***** SUPPLIED RECORDS

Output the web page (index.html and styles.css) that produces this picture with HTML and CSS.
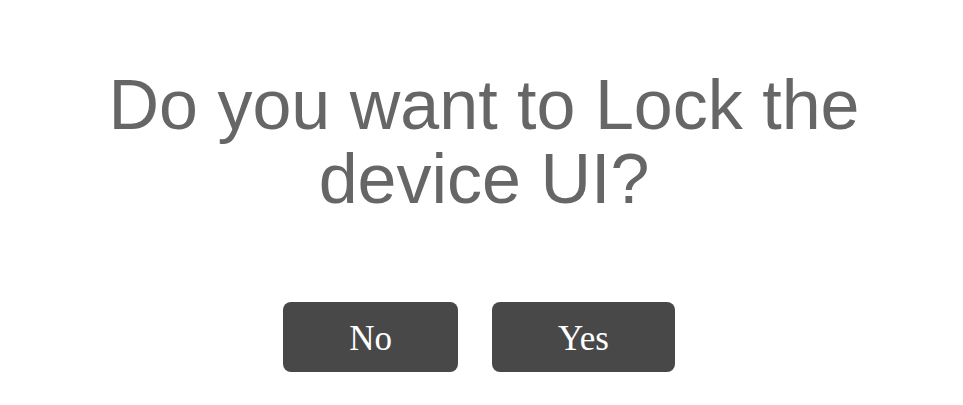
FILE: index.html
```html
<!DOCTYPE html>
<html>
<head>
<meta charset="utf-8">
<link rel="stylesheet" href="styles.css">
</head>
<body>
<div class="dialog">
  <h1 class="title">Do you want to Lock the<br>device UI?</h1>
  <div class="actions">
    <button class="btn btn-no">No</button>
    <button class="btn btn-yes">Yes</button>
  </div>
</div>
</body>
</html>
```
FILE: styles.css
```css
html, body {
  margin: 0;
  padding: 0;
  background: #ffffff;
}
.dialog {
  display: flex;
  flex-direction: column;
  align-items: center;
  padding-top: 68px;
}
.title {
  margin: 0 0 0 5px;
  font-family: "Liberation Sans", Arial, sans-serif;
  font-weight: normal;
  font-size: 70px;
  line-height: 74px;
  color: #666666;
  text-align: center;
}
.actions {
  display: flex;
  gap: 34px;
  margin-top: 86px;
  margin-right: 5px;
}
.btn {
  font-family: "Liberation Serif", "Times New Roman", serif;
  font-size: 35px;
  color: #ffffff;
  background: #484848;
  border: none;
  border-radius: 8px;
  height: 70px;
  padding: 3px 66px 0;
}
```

**********
***** SUPPLIED RECORDS

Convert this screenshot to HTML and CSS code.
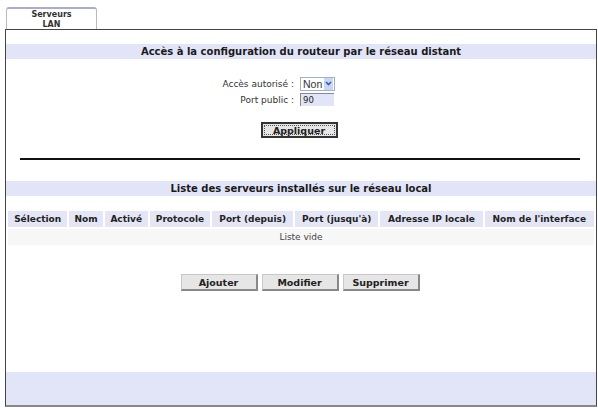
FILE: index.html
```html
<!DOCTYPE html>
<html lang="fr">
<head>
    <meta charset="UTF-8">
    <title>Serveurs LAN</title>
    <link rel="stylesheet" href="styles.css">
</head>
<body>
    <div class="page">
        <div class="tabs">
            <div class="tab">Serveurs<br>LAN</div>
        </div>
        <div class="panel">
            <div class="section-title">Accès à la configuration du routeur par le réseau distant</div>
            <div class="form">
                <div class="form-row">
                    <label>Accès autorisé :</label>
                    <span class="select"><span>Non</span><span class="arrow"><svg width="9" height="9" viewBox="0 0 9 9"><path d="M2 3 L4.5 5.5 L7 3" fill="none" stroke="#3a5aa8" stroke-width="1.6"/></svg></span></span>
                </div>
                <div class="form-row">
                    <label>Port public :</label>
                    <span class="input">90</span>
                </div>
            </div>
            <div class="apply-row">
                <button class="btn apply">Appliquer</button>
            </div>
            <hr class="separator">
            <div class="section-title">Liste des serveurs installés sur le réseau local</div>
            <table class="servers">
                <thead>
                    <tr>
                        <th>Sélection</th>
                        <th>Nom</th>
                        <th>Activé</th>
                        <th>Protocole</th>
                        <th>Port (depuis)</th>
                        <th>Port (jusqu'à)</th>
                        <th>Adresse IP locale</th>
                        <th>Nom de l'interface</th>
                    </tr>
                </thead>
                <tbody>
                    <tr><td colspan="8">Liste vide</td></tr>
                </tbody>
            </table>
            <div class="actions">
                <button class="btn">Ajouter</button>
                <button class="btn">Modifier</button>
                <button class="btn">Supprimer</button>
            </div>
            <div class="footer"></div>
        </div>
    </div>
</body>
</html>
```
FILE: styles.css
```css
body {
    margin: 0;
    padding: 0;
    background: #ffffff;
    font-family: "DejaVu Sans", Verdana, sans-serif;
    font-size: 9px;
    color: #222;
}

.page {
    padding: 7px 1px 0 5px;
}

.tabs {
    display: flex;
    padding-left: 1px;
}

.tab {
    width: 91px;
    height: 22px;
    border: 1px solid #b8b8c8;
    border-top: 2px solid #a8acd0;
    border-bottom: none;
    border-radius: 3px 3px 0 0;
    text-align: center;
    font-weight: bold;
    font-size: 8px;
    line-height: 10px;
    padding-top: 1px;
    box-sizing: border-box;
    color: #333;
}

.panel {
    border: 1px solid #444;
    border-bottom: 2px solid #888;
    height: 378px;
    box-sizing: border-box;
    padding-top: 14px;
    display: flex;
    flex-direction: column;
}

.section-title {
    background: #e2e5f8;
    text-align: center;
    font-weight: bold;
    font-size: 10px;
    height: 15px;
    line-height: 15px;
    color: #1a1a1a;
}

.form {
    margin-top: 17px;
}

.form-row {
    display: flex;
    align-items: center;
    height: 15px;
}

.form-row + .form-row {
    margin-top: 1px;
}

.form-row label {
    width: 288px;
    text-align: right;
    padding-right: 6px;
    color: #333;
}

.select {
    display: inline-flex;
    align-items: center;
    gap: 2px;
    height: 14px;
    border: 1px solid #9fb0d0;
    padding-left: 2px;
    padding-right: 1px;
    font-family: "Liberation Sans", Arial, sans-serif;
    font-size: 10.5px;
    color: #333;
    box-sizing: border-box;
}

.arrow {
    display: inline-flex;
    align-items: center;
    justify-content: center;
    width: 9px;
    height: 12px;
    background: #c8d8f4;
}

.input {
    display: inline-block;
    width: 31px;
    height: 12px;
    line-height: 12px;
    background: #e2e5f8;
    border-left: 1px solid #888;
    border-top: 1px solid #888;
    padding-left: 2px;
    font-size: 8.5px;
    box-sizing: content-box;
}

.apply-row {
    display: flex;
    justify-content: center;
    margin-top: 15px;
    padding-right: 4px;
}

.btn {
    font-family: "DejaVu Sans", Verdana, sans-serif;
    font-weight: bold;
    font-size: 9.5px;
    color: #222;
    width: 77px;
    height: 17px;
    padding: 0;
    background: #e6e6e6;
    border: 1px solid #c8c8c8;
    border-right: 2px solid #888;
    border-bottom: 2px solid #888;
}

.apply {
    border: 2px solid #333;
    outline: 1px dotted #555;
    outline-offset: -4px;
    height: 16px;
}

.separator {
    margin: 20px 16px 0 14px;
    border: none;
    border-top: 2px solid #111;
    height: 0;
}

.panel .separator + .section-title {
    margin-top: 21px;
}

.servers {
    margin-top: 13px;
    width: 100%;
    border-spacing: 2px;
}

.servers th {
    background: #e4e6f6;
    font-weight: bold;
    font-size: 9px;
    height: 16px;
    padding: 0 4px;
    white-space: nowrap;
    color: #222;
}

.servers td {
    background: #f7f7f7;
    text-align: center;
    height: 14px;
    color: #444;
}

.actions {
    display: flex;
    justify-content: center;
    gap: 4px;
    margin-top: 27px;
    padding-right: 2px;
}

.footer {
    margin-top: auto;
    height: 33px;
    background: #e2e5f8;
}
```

**********
***** SUPPLIED RECORDS

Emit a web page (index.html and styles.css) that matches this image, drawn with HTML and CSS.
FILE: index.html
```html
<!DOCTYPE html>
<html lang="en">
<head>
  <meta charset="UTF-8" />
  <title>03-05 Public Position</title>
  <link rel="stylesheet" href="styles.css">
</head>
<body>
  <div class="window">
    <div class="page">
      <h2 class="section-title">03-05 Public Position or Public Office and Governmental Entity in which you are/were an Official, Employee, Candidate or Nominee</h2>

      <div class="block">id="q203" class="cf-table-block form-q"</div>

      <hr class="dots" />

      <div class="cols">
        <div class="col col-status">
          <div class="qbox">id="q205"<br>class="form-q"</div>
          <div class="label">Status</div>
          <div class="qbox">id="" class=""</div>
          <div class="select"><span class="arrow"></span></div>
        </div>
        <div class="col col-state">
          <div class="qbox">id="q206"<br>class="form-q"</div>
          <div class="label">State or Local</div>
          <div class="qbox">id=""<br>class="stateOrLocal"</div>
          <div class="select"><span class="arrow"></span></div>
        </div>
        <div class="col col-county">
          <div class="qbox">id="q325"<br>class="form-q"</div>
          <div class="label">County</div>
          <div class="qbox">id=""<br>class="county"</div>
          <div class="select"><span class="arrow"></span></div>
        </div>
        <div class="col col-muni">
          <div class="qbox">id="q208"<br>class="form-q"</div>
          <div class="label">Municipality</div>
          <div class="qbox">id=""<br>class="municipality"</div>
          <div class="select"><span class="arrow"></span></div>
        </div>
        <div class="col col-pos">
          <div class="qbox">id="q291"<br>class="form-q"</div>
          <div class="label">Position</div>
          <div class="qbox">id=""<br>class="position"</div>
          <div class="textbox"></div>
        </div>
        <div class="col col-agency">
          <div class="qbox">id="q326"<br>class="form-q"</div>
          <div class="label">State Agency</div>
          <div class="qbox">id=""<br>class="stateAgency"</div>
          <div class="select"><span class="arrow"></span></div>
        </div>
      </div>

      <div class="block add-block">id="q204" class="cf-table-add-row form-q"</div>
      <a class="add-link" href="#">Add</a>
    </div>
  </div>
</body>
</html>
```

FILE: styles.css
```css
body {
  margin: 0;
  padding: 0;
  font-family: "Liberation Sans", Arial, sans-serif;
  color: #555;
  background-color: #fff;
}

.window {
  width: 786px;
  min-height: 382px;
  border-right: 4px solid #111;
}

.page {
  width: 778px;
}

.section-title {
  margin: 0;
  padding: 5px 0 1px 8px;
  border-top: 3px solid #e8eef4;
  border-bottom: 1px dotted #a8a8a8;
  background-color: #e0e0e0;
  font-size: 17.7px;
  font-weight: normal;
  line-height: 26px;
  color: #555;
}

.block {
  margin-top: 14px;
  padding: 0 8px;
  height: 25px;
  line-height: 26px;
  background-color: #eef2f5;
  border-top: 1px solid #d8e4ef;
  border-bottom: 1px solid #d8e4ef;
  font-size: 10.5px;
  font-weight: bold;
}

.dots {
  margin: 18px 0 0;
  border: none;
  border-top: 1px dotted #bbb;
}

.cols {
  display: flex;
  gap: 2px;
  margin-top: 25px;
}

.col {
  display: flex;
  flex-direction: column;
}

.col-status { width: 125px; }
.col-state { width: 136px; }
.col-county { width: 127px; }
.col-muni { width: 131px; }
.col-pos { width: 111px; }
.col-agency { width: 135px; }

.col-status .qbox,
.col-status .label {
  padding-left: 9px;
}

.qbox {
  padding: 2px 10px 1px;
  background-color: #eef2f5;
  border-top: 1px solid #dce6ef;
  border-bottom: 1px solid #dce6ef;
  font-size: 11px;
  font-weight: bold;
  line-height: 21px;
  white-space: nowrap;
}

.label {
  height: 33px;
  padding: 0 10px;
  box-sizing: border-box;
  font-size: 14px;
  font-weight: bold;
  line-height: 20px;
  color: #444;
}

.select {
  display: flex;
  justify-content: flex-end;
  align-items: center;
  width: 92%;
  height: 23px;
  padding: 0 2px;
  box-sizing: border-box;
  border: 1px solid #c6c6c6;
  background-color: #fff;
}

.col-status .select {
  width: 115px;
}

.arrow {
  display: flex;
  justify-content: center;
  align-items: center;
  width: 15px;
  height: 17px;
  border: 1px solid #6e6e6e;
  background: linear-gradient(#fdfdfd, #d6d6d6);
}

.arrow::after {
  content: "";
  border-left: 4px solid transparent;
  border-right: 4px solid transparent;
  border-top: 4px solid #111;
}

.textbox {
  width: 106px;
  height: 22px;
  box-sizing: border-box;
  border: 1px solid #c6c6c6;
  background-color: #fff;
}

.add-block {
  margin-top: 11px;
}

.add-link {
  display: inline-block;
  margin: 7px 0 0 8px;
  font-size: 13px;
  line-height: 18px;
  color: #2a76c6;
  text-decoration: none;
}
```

**********

DIRECTION: Every line that holds the word "styles" should be extracted.

TASK ANSWER:
Output the web page (index.html and styles.css) that produces this picture with HTML and CSS.
<link rel="stylesheet" href="styles.css">
FILE: styles.css
    <link rel="stylesheet" href="styles.css">
FILE: styles.css
Emit a web page (index.html and styles.css) that matches this image, drawn with HTML and CSS.
  <link rel="stylesheet" href="styles.css">
FILE: styles.css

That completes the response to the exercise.